The speaker also likens the iridescence of the mackerel's scales to the sheen that appears in the sunlight shining on a soap bubble or on a slick puddle of gasoline. He states that there is also beauty—"splendor"—in their perfect sameness; there is nothing to distinguish one fish from another. This sameness indicates for the speaker the seeming expression of "one soul"—perfect copies of a divine template, endlessly repeated. The speaker then compares this glorious sameness to the craft of a jeweler who produces intricate and innumerable pieces that are made no less beautiful by their recurring reproduction.

At this point, the speaker turns his focus from the contemplation of the fish in order to attend to the listener. The speakers asks how the reader—how human beings—could iridesce like the fish do in their glorious sameness: "flashing participants, multitudinous" who live in a shimmering universe. He asks the reader if it is preferable to be an inimitable individual only to be lost, inevitably, in death because of this singularity. If an un-copied version of something is lost, it is gone forever. Thus, the soul of the separated individual is mortal in a way that the shimmering mass of fish are not.

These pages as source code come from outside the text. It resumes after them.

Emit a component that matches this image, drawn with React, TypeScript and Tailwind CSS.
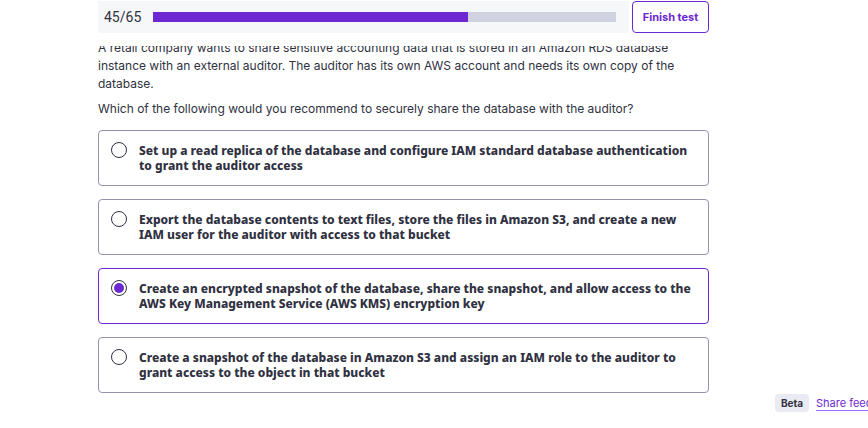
import { useState } from "react";

const TOTAL = 65;
const CURRENT = 45;
const ANSWERED = 44;

const options = [
  "Set up a read replica of the database and configure IAM standard database authentication to grant the auditor access",
  "Export the database contents to text files, store the files in Amazon S3, and create a new IAM user for the auditor with access to that bucket",
  "Create an encrypted snapshot of the database, share the snapshot, and allow access to the AWS Key Management Service (AWS KMS) encryption key",
  "Create a snapshot of the database in Amazon S3 and assign an IAM role to the auditor to grant access to the object in that bucket",
];

function Header() {
  return (
    <header className="flex gap-[3px]">
      <div className="flex h-8 flex-1 items-center bg-[#f6f7f9] pr-[13px] pl-[6px]">
        <span id="progress" className="w-[49px] font-['Roboto',sans-serif] text-sm">
          {CURRENT}/{TOTAL}
        </span>
        <div
          role="progressbar"
          aria-labelledby="progress"
          aria-valuenow={ANSWERED}
          aria-valuemax={TOTAL}
          className="h-[10px] flex-1 bg-[#d1d2e0]"
        >
          <div className="h-full bg-[#6d28d2]" style={{ width: `${Math.round((ANSWERED / TOTAL) * 100)}%` }} />
        </div>
      </div>
      <button
        type="button"
        className="h-8 w-[77px] rounded border border-[#6d28d2] text-[11px] font-bold whitespace-nowrap text-[#6d28d2]"
      >
        Finish test
      </button>
    </header>
  );
}

export default function App() {
  const [selected, setSelected] = useState(2);

  return (
    <div className="flex min-h-screen bg-white pt-px pl-[98px] font-['Inter',sans-serif] text-[#303141]">
      <main className="min-w-0 flex-1">
        <Header />
        <section className="mt-[13px] overflow-hidden">
          <div className="-mt-[7px] text-[12px] leading-[18px]">
            <p>
              A retail company wants to share sensitive accounting data that is stored in an Amazon RDS database
              instance with an external auditor. The auditor has its own AWS account and needs its own copy of the
              database.
            </p>
            <p id="question" className="mt-[7px]">
              Which of the following would you recommend to securely share the database with the auditor?
            </p>
          </div>
          <div role="radiogroup" aria-labelledby="question" className="mt-3 flex flex-col gap-[13px]">
            {options.map((text, i) => (
              <label
                key={text}
                className={`flex cursor-pointer gap-3 rounded border px-3 py-[11px] ${
                  selected === i ? "border-[#6d28d2]" : "border-[#9194ac]"
                }`}
              >
                <input
                  type="radio"
                  name="answer"
                  checked={selected === i}
                  onChange={() => setSelected(i)}
                  className="grid size-4 shrink-0 appearance-none place-items-center rounded-full border border-[#303141] before:size-[10px] before:rounded-full checked:before:bg-[#6d28d2]"
                />
                <span className="py-px font-['Noto_Sans',sans-serif] text-[12px] leading-[15px] font-extrabold">
                  {text}
                </span>
              </label>
            ))}
          </div>
        </section>
      </main>
      <aside className="flex w-[159px] shrink-0 items-center gap-[7px] self-end overflow-hidden pb-4 pl-[66px] whitespace-nowrap">
        <span className="flex h-[18px] w-[34px] shrink-0 items-center justify-center rounded-sm bg-[#e9eaf2] text-[10px] font-bold">
          Beta
        </span>
        <a href="#feedback" className="border-b border-[#a66eff] text-[11px] leading-[14px] text-[#6d28d2]">
          Share feedback
        </a>
      </aside>
    </div>
  );
}
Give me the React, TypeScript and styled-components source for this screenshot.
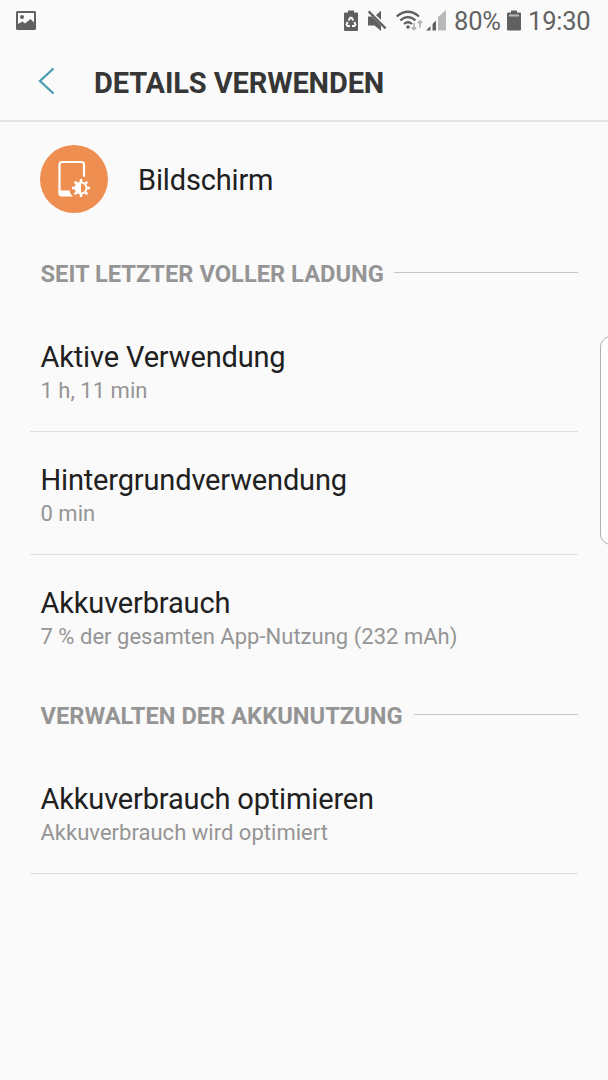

The speaker claims that the fish prefer to be one of many participants in an unceasing replication of beauty rather than developing a singular, limited beauty. Even dead and lined up in a row, the speaker states that they still seem to be moving; their dead state is very similar to their live state, as though the fish care as little for their deaths as they did for their lives—though they seem happy nonetheless. The speaker states that their multitudinous, "selfless" states in both life and death "is the price of gleaming"—or the trade that is made for their brilliant iridescence.